**WORK TO BE COMPLETED**
Make an exact copy of all the material below, apart from the pictures.
[Start of PROVIDED MATERIAL]
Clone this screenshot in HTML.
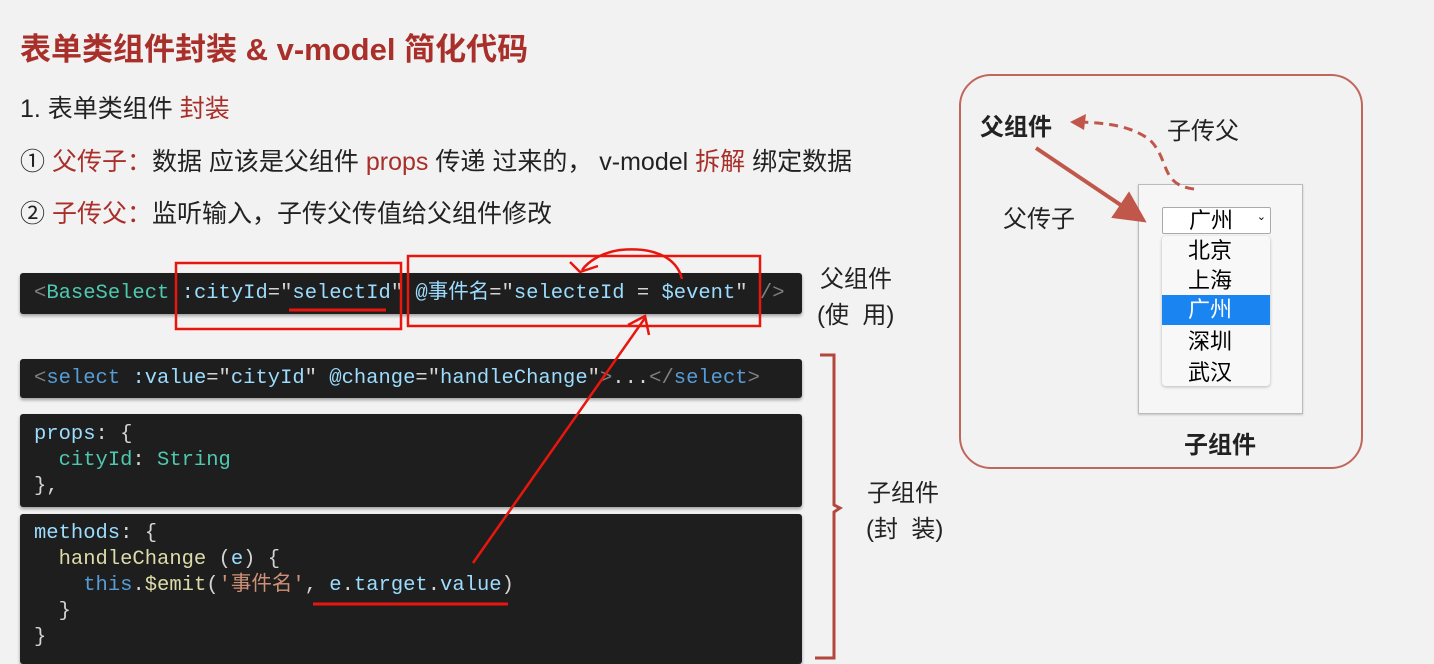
<!DOCTYPE html>
<html><head><meta charset="utf-8"><style>
body{margin:0;width:1434px;height:661px;background:#f2f2f2;position:relative;overflow:hidden;font-family:"Liberation Sans","Noto Sans CJK SC",sans-serif;}
.a{position:absolute;white-space:pre;}
.t{font-size:25px;color:#222;}
.r{color:#a9302a;}
.code{position:absolute;left:20px;width:782px;background:#1e1e1e;box-shadow:0 2px 3px rgba(0,0,0,.35);border-radius:3px;}
.m{position:absolute;left:14px;font-family:"Liberation Mono","Noto Sans CJK SC",monospace;font-size:20.5px;color:#d4d4d4;white-space:pre;line-height:26px;}
.tg{color:#808080}.cp{color:#4ec9b0}.at{color:#9cdcfe}.st{color:#ce9178}.kw{color:#569cd6}.fn{color:#dcdcaa}.sv{color:#9cdcfe}.q{color:#d4d4d4}
</style></head><body>
<div class="a r" style="left:20px;top:24px;font-size:31px;font-weight:bold;">表单类组件封装 &amp; v-model 简化代码</div>
<div class="a t" style="left:20px;top:89px;">1. 表单类组件 <span class="r">封装</span></div>
<div class="a t" style="left:20px;top:142px;">① <span class="r">父传子：</span>数据 应该是父组件 <span class="r">props</span> 传递 过来的， v-model <span class="r">拆解</span> 绑定数据</div>
<div class="a t" style="left:20px;top:194px;">② <span class="r">子传父：</span>监听输入，子传父传值给父组件修改</div>

<div class="code" style="top:273px;height:41px;"><div class="m" style="top:8px;"><span class="tg">&lt;</span><span class="cp">BaseSelect</span> <span class="at">:cityId</span>="<span class="at">selectId</span>" <span class="at">@事件名</span>="<span class="at">selecteId</span> = <span class="at">$event</span>" <span class="tg">/&gt;</span></div></div>
<div class="code" style="top:359px;height:39px;"><div class="m" style="top:7px;"><span class="tg">&lt;</span><span class="kw">select</span> <span class="at">:value</span>="<span class="at">cityId</span>" <span class="at">@change</span>="<span class="at">handleChange</span>"<span class="tg">&gt;</span>...<span class="tg">&lt;/</span><span class="kw">select</span><span class="tg">&gt;</span></div></div>
<div class="code" style="top:414px;height:93px;"><div class="m" style="top:8px;"><span class="sv">props</span>: {
  <span class="cp">cityId</span>: <span class="cp">String</span>
},</div></div>
<div class="code" style="top:514px;height:150px;"><div class="m" style="top:7px;"><span class="sv">methods</span>: {
  <span class="fn">handleChange</span> (<span class="sv">e</span>) {
    <span class="kw">this</span>.<span class="fn">$emit</span>(<span class="st">'事件名'</span>, <span class="sv">e</span>.<span class="sv">target</span>.<span class="sv">value</span>)
  }
}</div></div>

<div class="a t" style="left:820px;top:259px;font-size:24px;">父组件</div>
<div class="a t" style="left:817px;top:295px;font-size:24px;">(使  用)</div>
<div class="a t" style="left:867px;top:473px;font-size:24px;">子组件</div>
<div class="a t" style="left:866px;top:509px;font-size:24px;">(封  装)</div>

<div class="a" style="left:959px;top:74px;width:400px;height:391px;border:2px solid #c0675c;border-radius:32px;"></div>
<div class="a" style="left:1138px;top:184px;width:163px;height:228px;background:#f6f6f6;border:1px solid #bbb;box-shadow:0 1px 2px rgba(0,0,0,.2);"></div>
<div class="a" style="left:1162px;top:207px;width:107px;height:25px;background:#fff;border:1px solid #aaa;border-radius:2px;font-size:22px;line-height:25px;"><span style="position:absolute;left:26px;top:0">广州</span><span style="position:absolute;right:4px;top:-3px;font-size:11px;">⌄</span></div>
<div class="a" style="left:1162px;top:236px;width:108px;height:150px;background:#f8f8f8;border-radius:4px;box-shadow:0 1px 3px rgba(0,0,0,.25);font-size:22px;">
<div style="position:absolute;left:26px;top:0;line-height:30px;">北京<br>上海</div>
<div style="position:absolute;left:0;top:59px;width:108px;height:30px;background:#1a84f0;color:#fff;line-height:30px;"><span style="margin-left:26px">广州</span></div>
<div style="position:absolute;left:26px;top:90px;line-height:31px;">深圳<br>武汉</div>
</div>
<div class="a" style="left:980px;top:107px;font-size:24px;font-weight:bold;color:#222;">父组件</div>
<div class="a" style="left:1167px;top:111px;font-size:24px;color:#222;">子传父</div>
<div class="a" style="left:1003px;top:199px;font-size:24px;color:#222;">父传子</div>
<div class="a" style="left:1184px;top:425px;font-size:24px;font-weight:bold;color:#222;">子组件</div>

<svg class="a" style="left:0;top:0" width="1434" height="661">
<defs><marker id="mh" markerWidth="8" markerHeight="8" refX="6" refY="4" orient="auto"><path d="M0,0 L8,4 L0,8 z" fill="#c0574a"/></marker></defs>
<path d="M1036,148 L1140,218" stroke="#c0574a" stroke-width="4" fill="none" marker-end="url(#mh)"/>
<path d="M1194,189 C1160,185 1170,160 1150,140 C1130,125 1105,123 1080,122" stroke="#c0574a" stroke-width="3" fill="none" stroke-dasharray="9,6"/>
<path d="M1070,122 L1086,114 L1084,130 z" fill="#c0574a"/>
<path d="M820,355 L834,355 L834,505 L840,508 L834,512 L834,658 L815,658" stroke="#b4473c" stroke-width="3" fill="none"/>
<g stroke="#e8160c" stroke-width="2.5" fill="none">
<rect x="176" y="263" width="225" height="66"/>
<rect x="408" y="256" width="352" height="70"/>
<path d="M289,310 L386,310" stroke-width="3"/>
<path d="M313,604 L508,604" stroke-width="3"/>
<path d="M473,563 L645,318"/>
<path d="M628,325 L645,316 L649,335"/>
<path d="M682,279 C676,255 650,247 620,250 C600,253 588,262 582,270 M570,262 L580,272 L598,266"/>
</g>
</svg>
</body></html>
[End of PROVIDED MATERIAL]
**COMPLETED TASK**
Clone this screenshot in HTML.
<!DOCTYPE html>
<html><head><meta charset="utf-8"><style>
body{margin:0;width:1434px;height:661px;background:#f2f2f2;position:relative;overflow:hidden;font-family:"Liberation Sans","Noto Sans CJK SC",sans-serif;}
.a{position:absolute;white-space:pre;}
.t{font-size:25px;color:#222;}
.r{color:#a9302a;}
.code{position:absolute;left:20px;width:782px;background:#1e1e1e;box-shadow:0 2px 3px rgba(0,0,0,.35);border-radius:3px;}
.m{position:absolute;left:14px;font-family:"Liberation Mono","Noto Sans CJK SC",monospace;font-size:20.5px;color:#d4d4d4;white-space:pre;line-height:26px;}
.tg{color:#808080}.cp{color:#4ec9b0}.at{color:#9cdcfe}.st{color:#ce9178}.kw{color:#569cd6}.fn{color:#dcdcaa}.sv{color:#9cdcfe}.q{color:#d4d4d4}
</style></head><body>
<div class="a r" style="left:20px;top:24px;font-size:31px;font-weight:bold;">表单类组件封装 &amp; v-model 简化代码</div>
<div class="a t" style="left:20px;top:89px;">1. 表单类组件 <span class="r">封装</span></div>
<div class="a t" style="left:20px;top:142px;">① <span class="r">父传子：</span>数据 应该是父组件 <span class="r">props</span> 传递 过来的， v-model <span class="r">拆解</span> 绑定数据</div>
<div class="a t" style="left:20px;top:194px;">② <span class="r">子传父：</span>监听输入，子传父传值给父组件修改</div>

<div class="code" style="top:273px;height:41px;"><div class="m" style="top:8px;"><span class="tg">&lt;</span><span class="cp">BaseSelect</span> <span class="at">:cityId</span>="<span class="at">selectId</span>" <span class="at">@事件名</span>="<span class="at">selecteId</span> = <span class="at">$event</span>" <span class="tg">/&gt;</span></div></div>
<div class="code" style="top:359px;height:39px;"><div class="m" style="top:7px;"><span class="tg">&lt;</span><span class="kw">select</span> <span class="at">:value</span>="<span class="at">cityId</span>" <span class="at">@change</span>="<span class="at">handleChange</span>"<span class="tg">&gt;</span>...<span class="tg">&lt;/</span><span class="kw">select</span><span class="tg">&gt;</span></div></div>
<div class="code" style="top:414px;height:93px;"><div class="m" style="top:8px;"><span class="sv">props</span>: {
  <span class="cp">cityId</span>: <span class="cp">String</span>
},</div></div>
<div class="code" style="top:514px;height:150px;"><div class="m" style="top:7px;"><span class="sv">methods</span>: {
  <span class="fn">handleChange</span> (<span class="sv">e</span>) {
    <span class="kw">this</span>.<span class="fn">$emit</span>(<span class="st">'事件名'</span>, <span class="sv">e</span>.<span class="sv">target</span>.<span class="sv">value</span>)
  }
}</div></div>

<div class="a t" style="left:820px;top:259px;font-size:24px;">父组件</div>
<div class="a t" style="left:817px;top:295px;font-size:24px;">(使  用)</div>
<div class="a t" style="left:867px;top:473px;font-size:24px;">子组件</div>
<div class="a t" style="left:866px;top:509px;font-size:24px;">(封  装)</div>

<div class="a" style="left:959px;top:74px;width:400px;height:391px;border:2px solid #c0675c;border-radius:32px;"></div>
<div class="a" style="left:1138px;top:184px;width:163px;height:228px;background:#f6f6f6;border:1px solid #bbb;box-shadow:0 1px 2px rgba(0,0,0,.2);"></div>
<div class="a" style="left:1162px;top:207px;width:107px;height:25px;background:#fff;border:1px solid #aaa;border-radius:2px;font-size:22px;line-height:25px;"><span style="position:absolute;left:26px;top:0">广州</span><span style="position:absolute;right:4px;top:-3px;font-size:11px;">⌄</span></div>
<div class="a" style="left:1162px;top:236px;width:108px;height:150px;background:#f8f8f8;border-radius:4px;box-shadow:0 1px 3px rgba(0,0,0,.25);font-size:22px;">
<div style="position:absolute;left:26px;top:0;line-height:30px;">北京<br>上海</div>
<div style="position:absolute;left:0;top:59px;width:108px;height:30px;background:#1a84f0;color:#fff;line-height:30px;"><span style="margin-left:26px">广州</span></div>
<div style="position:absolute;left:26px;top:90px;line-height:31px;">深圳<br>武汉</div>
</div>
<div class="a" style="left:980px;top:107px;font-size:24px;font-weight:bold;color:#222;">父组件</div>
<div class="a" style="left:1167px;top:111px;font-size:24px;color:#222;">子传父</div>
<div class="a" style="left:1003px;top:199px;font-size:24px;color:#222;">父传子</div>
<div class="a" style="left:1184px;top:425px;font-size:24px;font-weight:bold;color:#222;">子组件</div>

<svg class="a" style="left:0;top:0" width="1434" height="661">
<defs><marker id="mh" markerWidth="8" markerHeight="8" refX="6" refY="4" orient="auto"><path d="M0,0 L8,4 L0,8 z" fill="#c0574a"/></marker></defs>
<path d="M1036,148 L1140,218" stroke="#c0574a" stroke-width="4" fill="none" marker-end="url(#mh)"/>
<path d="M1194,189 C1160,185 1170,160 1150,140 C1130,125 1105,123 1080,122" stroke="#c0574a" stroke-width="3" fill="none" stroke-dasharray="9,6"/>
<path d="M1070,122 L1086,114 L1084,130 z" fill="#c0574a"/>
<path d="M820,355 L834,355 L834,505 L840,508 L834,512 L834,658 L815,658" stroke="#b4473c" stroke-width="3" fill="none"/>
<g stroke="#e8160c" stroke-width="2.5" fill="none">
<rect x="176" y="263" width="225" height="66"/>
<rect x="408" y="256" width="352" height="70"/>
<path d="M289,310 L386,310" stroke-width="3"/>
<path d="M313,604 L508,604" stroke-width="3"/>
<path d="M473,563 L645,318"/>
<path d="M628,325 L645,316 L649,335"/>
<path d="M682,279 C676,255 650,247 620,250 C600,253 588,262 582,270 M570,262 L580,272 L598,266"/>
</g>
</svg>
</body></html>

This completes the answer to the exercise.